Closer to where I live, in Texas, the state is sweltering due to a dome of anomalously high pressure situated over northern Mexico and the southern part of the Lone Star State. This has been pushing temperatures to record highs across the state. On June 18, for example, the border town of Del Rio recorded a high of 111° Fahrenheit, smashing its old record for the day by 5°.
Another border town named Rio Grande Village, near Big Bend, hit 118° degrees on June 20. This came to within 2° of the state's all-time record for a temperature on any day, in any month, in any location. Summer usually peaks in Texas in August.
Both of these trends are consistent with what one would expect from a warming world due to greenhouse emissions.
Then there is the tropical Atlantic Ocean, where Tropical Storm Bret is nearing hurricane strength, although wind shear may prevent the system from reaching that threshold as it approaches the Caribbean Sea. Just behind Bret is another tropical wave with a good chance of becoming Tropical Storm Cindy in the next few days.
Pulling back and looking across the entire Atlantic basin, there is a third tropical wave emerging off the coast of Africa that looks surprisingly vigorous as well. This system probably will not develop as it pulls in dry air, but the overall picture is rather incredible for June.

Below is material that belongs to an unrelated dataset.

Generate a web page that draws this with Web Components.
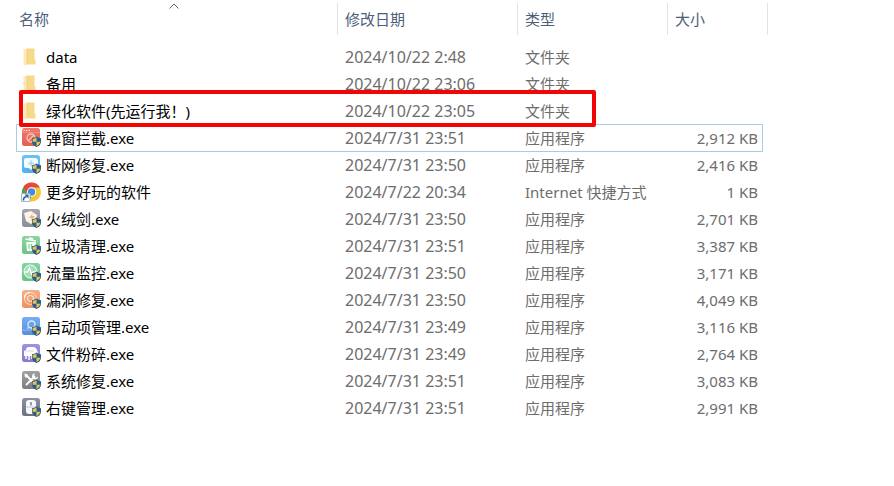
<!DOCTYPE html>
<html lang="zh-CN">
<head>
<meta charset="utf-8">
<meta name="viewport" content="width=device-width, initial-scale=1">
<title>文件列表</title>
<style>
    body {
        margin: 0;
        background: #fff;
        color: #6d6d6d;
        font: 15px/20px "Noto Sans", "Noto Sans CJK SC", sans-serif;
    }
</style>
</head>
<body>
<file-list></file-list>

<script>
const shield = `
    <path d="M10 10.200q2.500 0 4.500-1.700 2 1.700 4.500 1.700v3.300q0 3.500-4.500 5.500-4.500-2-4.500-5.500z" fill="#285f8c"/>
    <path d="M10.700 11q2 0 3.800-1.400v4.200h-3.800zM14.500 13.800h3.800q-.3 2.700-3.800 4.400z" fill="#f0c14c"/>
`;

// each tile is drawn on an 18x18 grid, the shield sits bottom right
const tiles = {
    popup: ['#ec7b6c', '#e26154', `
        <path d="M0 4.500h18" stroke="#f29a8b" stroke-width=".7"/>
        <path d="M1.500 2.500h1.200M4 2.500h1.200M6.500 2.500h1.200" stroke="#fff"/>
        <circle cx="9" cy="10" r="4" fill="none" stroke="#ffc3ba" stroke-width="1.300"/>
        <path d="M6.200 12.800l5.600-5.600" stroke="#ffc3ba" stroke-width="1.300"/>`],
    network: ['#6bc3f7', '#4eb0ef', `
        <path d="M4 3h9q3 0 3 3v4q0 3-3 3h-2l-2 2-2-2H4q-2 0-2-2V5q0-2 2-2z" fill="#f5fbff"/>
        <path d="M6 8.500h6M9 5.500v6" stroke="#a4d9f7" stroke-width="1.500"/>`],
    sword: ['#a5a5ad', '#8e8e96', `
        <path d="M2 4l7-2 6 4-1 6-5 3-5-3z" fill="#f8f4ef"/>
        <path d="M11 4L7 9h3l-2 4 5-6h-3z" fill="#f1b36d"/>`],
    trash: ['#8bd5a0', '#6cc389', `
        <path d="M4 6h10l-1 9H5z" fill="#effff3"/>
        <path d="M3.500 3L14 5M7 2l4 .8" stroke="#fff" stroke-width="1.400"/>
        <path d="M7 8v5M9.500 8v5" stroke="#74c48d"/>`],
    traffic: ['#83d3a0', '#69c48c', `
        <circle cx="8.500" cy="8.500" r="6.500" fill="#a3deb8" stroke="#effff3"/>
        <path d="M2 9h3.500l2-4 2 6 1.500-2H15" fill="none" stroke="#fff" stroke-width="1.400"/>`],
    leak: ['#f6b084', '#ed9062', `
        <circle cx="8.500" cy="8.500" r="6" fill="none" stroke="#ffe0cb"/>
        <circle cx="8.500" cy="8.500" r="3" fill="none" stroke="#ffe0cb" stroke-width="1.200"/>
        <path d="M2.500 8q0-5.500 5.500-5.500" fill="none" stroke="#fff" stroke-width="1.200"/>`],
    startup: ['#78adf0', '#588fdb', `
        <path d="M0 13q7 1 12-1" fill="none" stroke="#8dbaf4"/>
        <circle cx="9.500" cy="7.500" r="3.500" fill="none" stroke="#d9eaff" stroke-width="1.400"/>
        <path d="M6.500 10.500l-1.500 1" stroke="#d9eaff" stroke-width="1.400"/>`],
    shred: ['#9e93e1', '#8579d0', `
        <path d="M4 6q0-3 3-3h4q3 0 4 3l1 3v3H2V7z" fill="#fff"/>
        <path d="M4 11v4M7 11v5M10 11v4" stroke="#fff" stroke-width="1.500"/>
        <path d="M3 7h9" stroke="#cfc8f3" stroke-width=".8"/>`],
    repair: ['#a0a0a2', '#7f7f83', `
        <path d="M5 5l8 8M13 5l-9 9" stroke="#fff" stroke-width="1.800"/>
        <path d="M2.500 2.500l3 .8.8 2-1.500 1.500-2-.8z" fill="#fff"/>
        <path d="M13 2.500a3 3 0 1 0 3 3L13.500 7 11.500 5z" fill="#fff"/>`],
    mouse: ['#8c92a3', '#6c7284', `
        <rect x="4" y="2" width="10" height="14" rx="3" fill="#f7f8fc"/>
        <path d="M4 9h10" stroke="#b3b7c3" stroke-width=".8"/>
        <path d="M9 4v3.500" stroke="#777e90" stroke-width="1.500"/>`]
};

const pictures = {
    folder: `<svg viewBox="0 0 20 20">
        <path d="M5 1.500h8.500v11l1 .5v4.500H5z" fill="#f6d98a"/>
        <path d="M2.500 1.500L6 3.500v13l-1 2.500-2.500-1.500z" fill="#ffe9ae"/>
        <path d="M6 3.500v13" stroke="#e9c778" stroke-width=".6"/>
    </svg>`,
    chrome: `<svg viewBox="0 0 20 20">
        <circle cx="10.500" cy="10" r="9.500" fill="#f5c735"/>
        <path d="M2.300 5.200a9.500 9.500 0 0 1 16.500.3H10.500l-4.200 7z" fill="#e34a3c"/>
        <path d="M2.300 5.200L6.500 12.500l4 2-2.500 4.800A9.500 9.500 0 0 1 2.300 5.200z" fill="#38a65a"/>
        <circle cx="10.500" cy="10" r="4.700" fill="#fff"/>
        <circle cx="10.500" cy="10" r="3.700" fill="#4389e5"/>
        <path d="M.5 11.500h8.500v8H.5z" fill="#f9fcff" stroke="#8fa9bd" stroke-width=".8"/>
        <path d="M2.500 18.500q-.5-3 3-4" fill="none" stroke="#245d94" stroke-width="1.500"/>
        <path d="M3.500 12.500h4v4z" fill="#245d94"/>
    </svg>`
};

class FileIcon extends HTMLElement {
    constructor() {
        super();
        this.attachShadow({ mode: 'open' });
    }
    connectedCallback() {
        const kind = this.getAttribute('kind');
        this.shadowRoot.innerHTML = `
            <style>
                :host {
                    display: block;
                    flex: none;
                    width: 20px;
                    height: 20px;
                }
                svg {
                    display: block;
                    width: 100%;
                    height: 100%;
                }
            </style>
            ${pictures[kind] || this.tile(kind)}
        `;
    }
    tile(kind) {
        const [top, bottom, art] = tiles[kind];
        return `<svg viewBox="-1 0 20 20">
            <linearGradient id="bg" x2="0" y2="1">
                <stop stop-color="${top}"/>
                <stop offset="1" stop-color="${bottom}"/>
            </linearGradient>
            <rect width="18" height="18" rx="2.500" fill="url(#bg)"/>
            ${art}
            ${shield}
        </svg>`;
    }
}
customElements.define('file-icon', FileIcon);

const columnTitleTemplate = document.createElement('template');

columnTitleTemplate.innerHTML = `
    <style>
        :host {
            display: block;
            position: relative;
        }
        button {
            display: block;
            width: 100%;
            height: 32px;
            padding: 0 0 0 7px;
            border: 0;
            background: none;
            color: #4c607a;
            font: inherit;
            text-align: left;
        }
        :host([sorted]) button {
            padding-left: 9px;
        }
        svg {
            display: none;
            position: absolute;
            top: 0;
            left: 50%;
            margin-left: -5px;
        }
        :host([sorted]) svg {
            display: block;
        }
    </style>
    <button type="button"><slot></slot></button>
    <svg width="10" height="6" viewBox="0 0 10 6">
        <path d="M.5 5.500L5 1l4.500 4.500" fill="none" stroke="#666"/>
    </svg>
`;

class ColumnTitle extends HTMLElement {
    constructor() {
        super();
        const shadowRoot = this.attachShadow({ mode: 'open' });
        shadowRoot.appendChild(columnTitleTemplate.content.cloneNode(true));
    }
}
customElements.define('column-title', ColumnTitle);

const files = [
    ['folder', 'data', '2024/10/22 2:48', '文件夹', ''],
    ['folder', '备用', '2024/10/22 23:06', '文件夹', ''],
    ['folder', '绿化软件(先运行我！)', '2024/10/22 23:05', '文件夹', '', 'marked'],
    ['popup', '弹窗拦截.exe', '2024/7/31 23:51', '应用程序', '2,912 KB', 'focused'],
    ['network', '断网修复.exe', '2024/7/31 23:50', '应用程序', '2,416 KB'],
    ['chrome', '更多好玩的软件', '2024/7/22 20:34', 'Internet 快捷方式', '1 KB'],
    ['sword', '火绒剑.exe', '2024/7/31 23:50', '应用程序', '2,701 KB'],
    ['trash', '垃圾清理.exe', '2024/7/31 23:51', '应用程序', '3,387 KB'],
    ['traffic', '流量监控.exe', '2024/7/31 23:50', '应用程序', '3,171 KB'],
    ['leak', '漏洞修复.exe', '2024/7/31 23:50', '应用程序', '4,049 KB'],
    ['startup', '启动项管理.exe', '2024/7/31 23:49', '应用程序', '3,116 KB'],
    ['shred', '文件粉碎.exe', '2024/7/31 23:49', '应用程序', '2,764 KB'],
    ['repair', '系统修复.exe', '2024/7/31 23:51', '应用程序', '3,083 KB'],
    ['mouse', '右键管理.exe', '2024/7/31 23:51', '应用程序', '2,991 KB']
];

const fileListTemplate = document.createElement('template');

fileListTemplate.innerHTML = `
    <style>
        :host {
            display: block;
            padding: 3px 126px 24px 10px;
        }
        table {
            width: 100%;
            border-collapse: separate;
            border-spacing: 0;
            table-layout: fixed;
        }
        th {
            padding: 0;
            border-right: 1px solid #e2e2e2;
            font-weight: 400;
        }
        .date {
            width: 179px;
        }
        .type {
            width: 149px;
        }
        .size {
            width: 99px;
        }
        thead::after {
            content: '';
            display: table-row;
            height: 8px;
        }
        tbody tr {
            position: relative;
        }
        td {
            height: 27px;
            padding: 0 0 0 7px;
            white-space: nowrap;
        }
        td:first-child {
            padding-left: 11px;
        }
        td:nth-child(2) {
            font-size: 16px;
        }
        td:last-child {
            padding-right: 10px;
            text-align: right;
        }
        .name {
            display: flex;
            align-items: center;
            gap: 5px;
            color: #000;
        }
        /* both frames span the whole row, not the cell they hang on */
        .focused td:first-child::after {
            content: '';
            position: absolute;
            inset: 0 5px -1px 6px;
            border: 1px solid #a9cce3;
            pointer-events: none;
        }
        .marked td:first-child::after {
            content: '';
            position: absolute;
            z-index: 1;
            inset: -7px 172px -3px 9px;
            border: 4px solid #f20505;
            border-radius: 2px;
            pointer-events: none;
        }
    </style>
    <table>
        <thead>
            <tr>
                <th aria-sort="ascending"><column-title sorted>名称</column-title></th>
                <th class="date"><column-title>修改日期</column-title></th>
                <th class="type"><column-title>类型</column-title></th>
                <th class="size"><column-title>大小</column-title></th>
            </tr>
        </thead>
        <tbody></tbody>
    </table>
`;

class FileList extends HTMLElement {
    constructor() {
        super();
        const shadowRoot = this.attachShadow({ mode: 'open' });
        shadowRoot.appendChild(fileListTemplate.content.cloneNode(true));
    }
    connectedCallback() {
        this.shadowRoot.querySelector('tbody').innerHTML = files.map(([icon, name, date, type, size, state = '']) => `
            <tr class="${state}">
                <td><div class="name"><file-icon kind="${icon}"></file-icon><span>${name}</span></div></td>
                <td>${date}</td>
                <td>${type}</td>
                <td>${size}</td>
            </tr>
        `).join('');
    }
}
customElements.define('file-list', FileList);
</script>
</body>
</html>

Typically, this is what the Atlantic tropics look like in late August or September when seasonal activity peaks and the African wave train starts rolling. It is at this point that tropical waves—not literal waves in the ocean, but areas of low pressure in the atmosphere—start moving westward off Africa into the Atlantic Ocean with some regularity and find a favorable environment in which to strengthen. This area of the Atlantic between Africa and stretching into the Caribbean Sea is helpfully known as the main development region.
So what's going on out there? Well, it's freaking hot. Ben Noll, a New Zealand meteorologist, noted Monday that sea surface temperatures in the main development region are warmer now than they have ever been in June. The oceans, in fact, are about as warm as they would be during a normal August.
As for what's out there now, hurricane scientist Phil Klotzbach said that no June, in records dating back more than a century, has ever produced two named storms in this main development region. Fortunately, neither Bret nor Cindy, if it forms, should prove too problematic.
Because Bret is likely to track toward the Caribbean Sea over the next few days, a Tropical Storm Warning is now in effect for St. Lucia, while a Tropical Storm Watch remains in effect for Barbados, Dominica, and Martinique. Additional islands may be affected. Wind shear should dissipate the storm after it moves into the Caribbean Sea. The storm behind Bret is likely to turn north into the open Atlantic and not directly impact landmasses.
What all of this means for the rest of the Atlantic hurricane season remains unclear. The bulk of the season's activity occurs from mid-August to mid-October, and it is a bit worrisome to contemplate how warm and conducive seas will be to hurricanes by then. However, a strengthening El Niño in the Pacific should ratchet up wind shear over the Atlantic this summer. So it's kind of a big battle, and seasonal forecasters like Klotzbach are not sure how things will go.
As a coastal resident in Texas, I'm rooting for shear.